Le risque existe qu'avec le temps, certains acceptent que ce conflit entre dans la routine, et il est important de rappeler les valeurs pour lesquelles les Ukrainiens se battent, alors qu'ils sont aux frontières de l'Union européenne, telles que nous les entendons aujourd'hui.

La parole est à présent aux experts.

M. Jean-Dominique Giuliani. - Je voudrais dire combien l'attitude de la Russie interpelle non seulement l'Union européenne à ses frontières, mais aussi l'ensemble de la communauté des États du monde, en libérant un certain nombre de ressentiments qui peuvent se traduire partout en conflits, du Haut-Karabagh jusqu'au Venezuela, lequel s'apprête à attaquer son voisin, le Guyana. Quand un membre permanent du Conseil de sécurité s'autorise à violer la charte de l'ONU et les traités, tout est possible !

Deuxième élément : si nos amis Ukrainiens ont su faire obstacle à l'agression russe, ils ne pourront gagner seuls, et c'est à nous de les aider à faire échec à cet impérialisme russe, qui peut remettre en cause l'existence même d'une Union européenne traversée par des ethnies, des religions, des minorités si différentes. Pour préserver l'unité de l'Union européenne, nous devons absolument faire échec à cette politique russe, ce qui interroge la politique française à l'égard de la Russie, qui me paraît devoir être plus claire et plus ferme que jusqu'à présent.

Plus que d'élargissement, je préfère parler d'intégration de l'Europe.
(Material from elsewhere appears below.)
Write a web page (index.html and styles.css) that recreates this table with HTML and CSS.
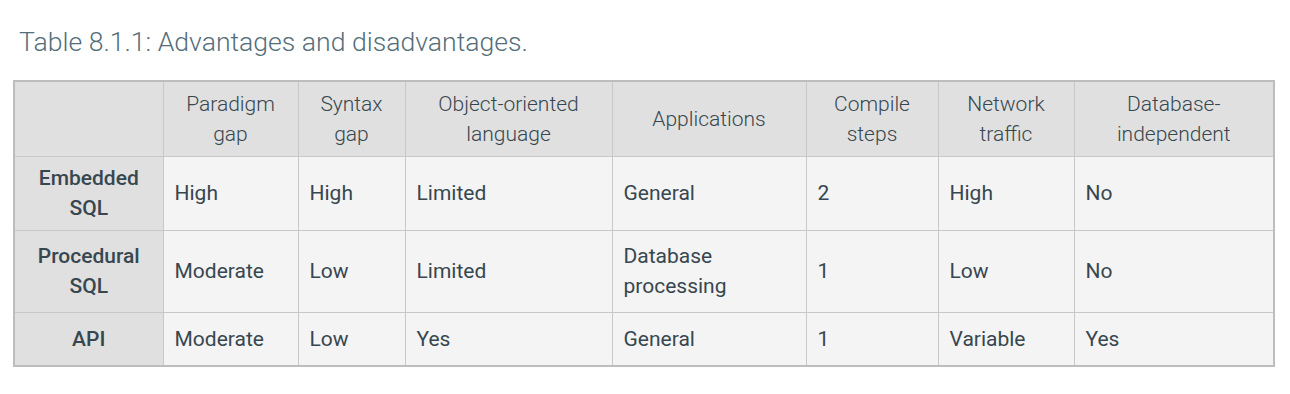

Nos amis anglo-saxons parlent d'expansion de l'Europe. L'intégration de l'Ukraine, de la Moldavie et d'autres de nos voisins, c'est d'abord le choix des peuples et non un complot de diplomates qui voudraient élargir l'Union européenne. Ce sont les Ukrainiens qui ont choisi de se rapprocher et d'intégrer l'Union européenne.

Je voudrais dire combien, dans cette période difficile, nous devons faire preuve d'optimisme. Je connais bien l'Ukraine. Notre fondation y a longtemps travaillé. Je pense que son intégration dans l'Union européenne, même s'il y a des conditions à remplir, donnerait un grand coup de jeune à l'Union et à ses politiques.
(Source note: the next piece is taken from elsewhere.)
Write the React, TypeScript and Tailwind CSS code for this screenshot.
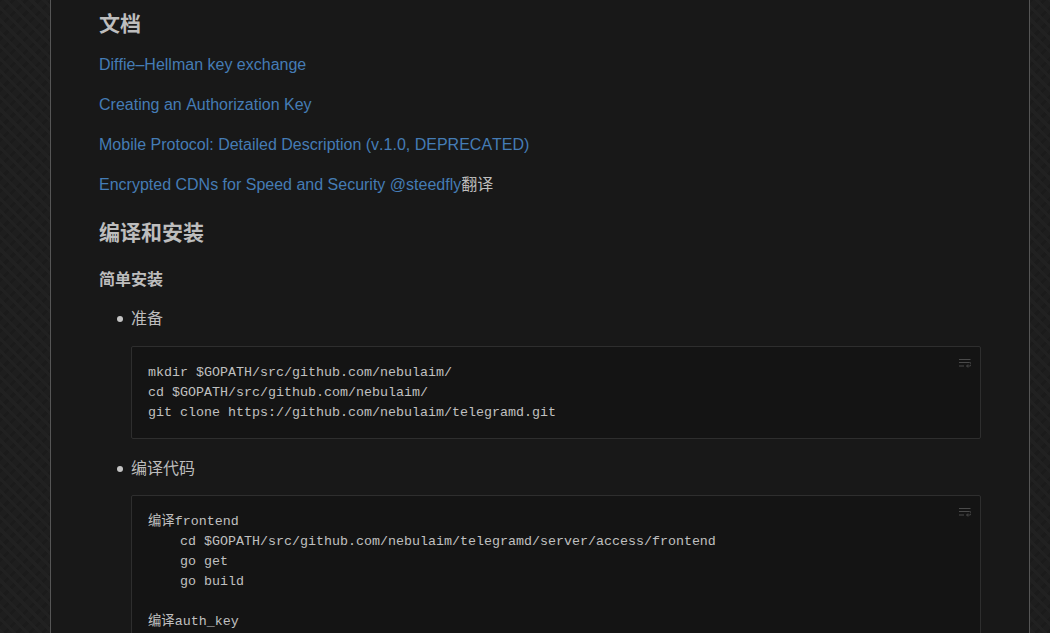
import { ReactNode } from "react";

const cjk = "font-['Liberation_Sans','Noto_Sans_CJK_SC',sans-serif]";

function WrapIcon() {
  return (
    <svg width="12" height="10" viewBox="0 0 12 10" fill="none" stroke="#4a4a4a" strokeWidth="1" className="absolute right-[9px] top-[11px]">
      <path d="M0 1.5h11.5" />
      <path d="M0 4.5h10.5a1.5 1.5 0 0 1 0 3.5H8" />
      <path d="M0 8h5" />
      <path d="M9 6.5 7.5 8 9 9.5" />
    </svg>
  );
}

function Code({ children, gap }: { children: ReactNode; gap: string }) {
  return (
    <div className={`relative border border-[#2e2e2e] rounded-[2px] bg-[#141414] px-4 pt-[16px] pb-[15px] ${gap}`}>
      <WrapIcon />
      <pre className="font-['Liberation_Mono','Noto_Sans_CJK_SC',monospace] text-[13.33px] leading-[20px] text-[#c0c0c0]">
        {children}
      </pre>
    </div>
  );
}

function Item({ label, children }: { label: string; children: ReactNode }) {
  return (
    <li className="relative pl-[32px]">
      <span className="absolute left-[18px] top-[11px] w-[6px] h-[6px] rounded-full bg-[#c4c4c4]" />
      <div className="text-[16px] leading-[28px] text-[#bdbdbd]">{label}</div>
      {children}
    </li>
  );
}

const links = [
  "Diffie–Hellman key exchange",
  "Creating an Authorization Key",
  "Mobile Protocol: Detailed Description (v.1.0, DEPRECATED)",
];

export default function App() {
  return (
    <div className={`h-[633px] overflow-hidden bg-[#1e1e1e] bg-[repeating-linear-gradient(45deg,#212121_0px,#212121_3px,transparent_3px,transparent_9px),repeating-linear-gradient(-45deg,#1b1b1b_0px,#1b1b1b_3px,transparent_3px,transparent_9px)] ${cjk}`}>
      <div className="ml-[50px] w-[980px] h-[633px] overflow-hidden border-x border-[#555555] bg-[#181818] px-[48px]">
        <h2 className="text-[21px] font-bold leading-[28px] text-[#bdbdbd] mt-[10px]">文档</h2>
        <div className="mt-[17px] text-[16px] leading-[20px] text-[#457cb5] [font-kerning:none] [font-variant-ligatures:none]">
          {links.map((l) => (
            <p key={l} className="mb-[20px]">
              <a>{l}</a>
            </p>
          ))}
          <p>
            <a>Encrypted CDNs for Speed and Security @steedfly</a>
            <span className="text-[#bdbdbd]">翻译</span>
          </p>
        </div>
        <h3 className="text-[21px] font-bold leading-[28px] text-[#bdbdbd] mt-[24px]">编译和安装</h3>
        <h4 className="text-[16px] font-bold leading-[24px] text-[#bdbdbd] mt-[21px]">简单安装</h4>
        <ul className="mt-[13px]">
          <Item label="准备">
            <Code gap="mt-[13px]">
              {"mkdir $GOPATH/src/github.com/nebulaim/\ncd $GOPATH/src/github.com/nebulaim/\ngit clone https://github.com/nebulaim/telegramd.git"}
            </Code>
          </Item>
          <div className="h-[16px]" />
          <Item label="编译代码">
            <Code gap="mt-[12px]">
              {"编译frontend\n    cd $GOPATH/src/github.com/nebulaim/telegramd/server/access/frontend\n    go get\n    go build\n\n编译auth_key"}
            </Code>
          </Item>
        </ul>
      </div>
    </div>
  );
}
Je ne pense pas qu'il soit nécessaire de modifier les traités. Je pense qu'il y a beaucoup de choses à faire avant pour réussir cette intégration ensemble et acquérir ainsi définitivement la dimension géopolitique que l'on souhaite pour l'Union européenne.

M. Thierry Chopin. - J'ai été très sensible, Monsieur le Conseiller, à ce que vous avez dit sur la géopolitisation de l'Europe induite par l'invasion russe de votre pays. Il est en effet nécessaire de prendre en considération la dimension géopolitique de la sécurité. Ces enjeux stratégiques mettent en perspective les enjeux de l'ouverture des négociations d'adhésion de votre pays à l'Union européenne.

C'est sans doute quelque chose qui fait écho à un objectif central de la construction européenne elle-même depuis le début. Cette construction ne visait pas seulement à créer un marché ou une communauté de droit. Le marché et cette communauté de droit visent à répondre à des enjeux géopolitiques de réconciliation, de pacification, d'extension de l'espace de paix et de sécurité sur le continent.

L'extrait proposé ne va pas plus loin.